GOAL: Begin at the first line of the data and copy each line through the one containing "import React from 'react';", that line included, with no pictures.

DATA LINES:
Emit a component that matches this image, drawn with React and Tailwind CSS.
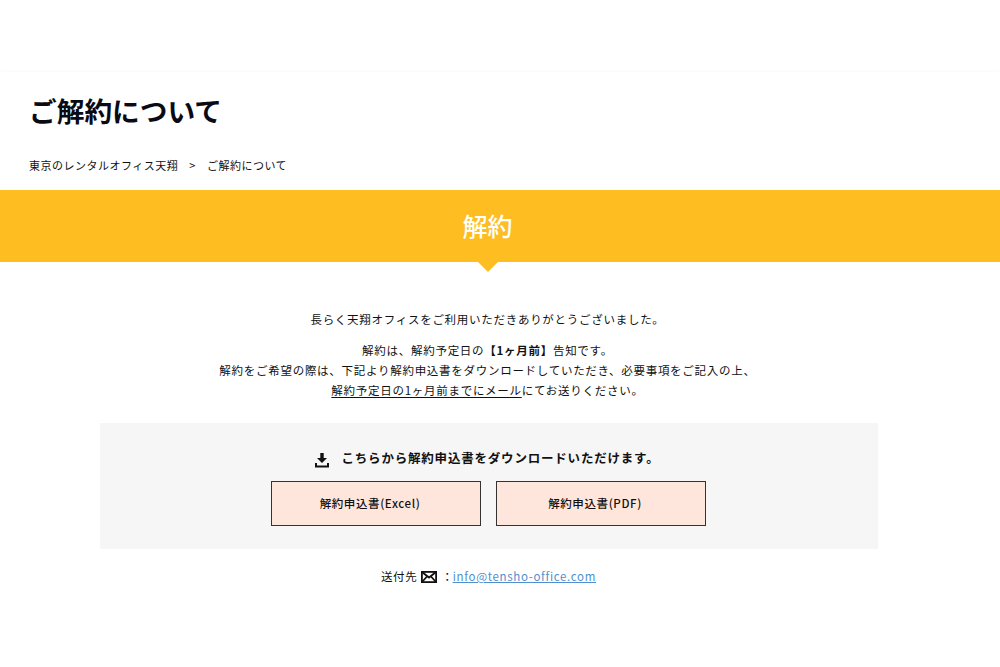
import React from 'react';

const App = () => {
  return (
    <div className="min-h-[667px] bg-white text-[#111] font-['Noto_Sans_CJK_JP','Noto_Sans',sans-serif]">
      {/* Header */}
      <div className="h-[70px] bg-white shadow-[0_1px_4px_rgba(0,0,0,0.03)]"></div>

      {/* Page title */}
      <div className="px-[30px]">
        <h1 className="mt-[22px] -ml-[1px] h-[36px] text-[27.7px] leading-[36px] font-bold text-[#0a0a14]">ご解約について</h1>
        <div className="mt-[28px] flex h-[18px] items-center text-[11px] leading-[18px] tracking-[0.5px] text-[#111] -ml-px">
          <span>東京のレンタルオフィス天翔</span>
          <span className="mx-[11px]">&gt;</span>
          <span>ご解約について</span>
        </div>
      </div>

      {/* Section band */}
      <div className="relative mt-[16px] flex h-[72px] items-center justify-center bg-[#febd21]">
        <h2 className="mb-[2px] text-[25px] leading-none font-medium text-white -ml-[25px]">解約</h2>
        <div className="absolute left-[478px] top-full h-0 w-0 border-x-[10px] border-t-[10px] border-x-transparent border-t-[#febd21]"></div>
      </div>

      {/* Body */}
      <div className="mt-[47px] text-center text-[11.5px] leading-[20px] tracking-[0.72px] text-[#111] -ml-[25px]">
        <p>長らく天翔オフィスをご利用いただきありがとうございました。</p>
        <p className="mt-[11px]">
          解約は、解約予定日の<b className="font-bold">【1ヶ月前】</b>告知です。
          <br />
          解約をご希望の際は、下記より解約申込書をダウンロードしていただき、必要事項をご記入の上、
          <br />
          <span className="underline underline-offset-2">解約予定日の1ヶ月前までにメール</span>にてお送りください。
        </p>
      </div>

      {/* Download box */}
      <div className="mx-[100px] mt-[23px] w-[778px] h-[126px] bg-[#f6f6f6] pt-[25px]">
        <div className="flex h-[20px] items-center justify-center gap-[12px] pr-[5px] text-[12.5px] font-bold tracking-[0.8px] text-[#111]">
          <svg width="16" height="16" viewBox="0 0 16 16" className="mt-[3px]" fill="#111">
            <path d="M6.3 1h3.4v5H13L8 11 3 6h3.3z" />
            <path d="M1 11h2v2.6h10V11h2v4.6H1z" />
          </svg>
          <span>こちらから解約申込書をダウンロードいただけます。</span>
        </div>
        <div className="mt-[13px] flex justify-center gap-[15px] pr-[1px]">
          <a className="flex h-[45px] w-[210px] items-center justify-center border border-[#333] bg-[#ffe6dc] pr-[12px] text-[11.5px] font-medium tracking-[0.6px] text-[#111]">解約申込書(Excel)</a>
          <a className="flex h-[45px] w-[210px] items-center justify-center border border-[#333] bg-[#ffe6dc] pr-[12px] text-[11.5px] font-medium tracking-[0.6px] text-[#111]">解約申込書(PDF)</a>
        </div>
      </div>

      {/* Contact */}
      <div className="mt-[18px] flex h-[20px] items-center justify-center text-[11.5px] tracking-[0.68px] text-[#111] -ml-[23px]">
        <span>送付先</span>
        <svg width="16" height="12" viewBox="0 0 16 12" className="ml-[4px]">
          <rect x="0.9" y="0.9" width="14.2" height="10.2" fill="#fff" stroke="#111" strokeWidth="1.8" />
          <path d="M1 1l7 5.5L15 1M1 11l5-5.5M15 11l-5-5.5" fill="none" stroke="#111" strokeWidth="1.8" />
        </svg>
        <span className="ml-[4px]">：</span>
        <a className="text-[#4f8fd0] underline -ml-[1px]">info@tensho-office.com</a>
      </div>
    </div>
  );
};

export default App;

EXERCISE SOLUTION:
Emit a component that matches this image, drawn with React and Tailwind CSS.
import React from 'react';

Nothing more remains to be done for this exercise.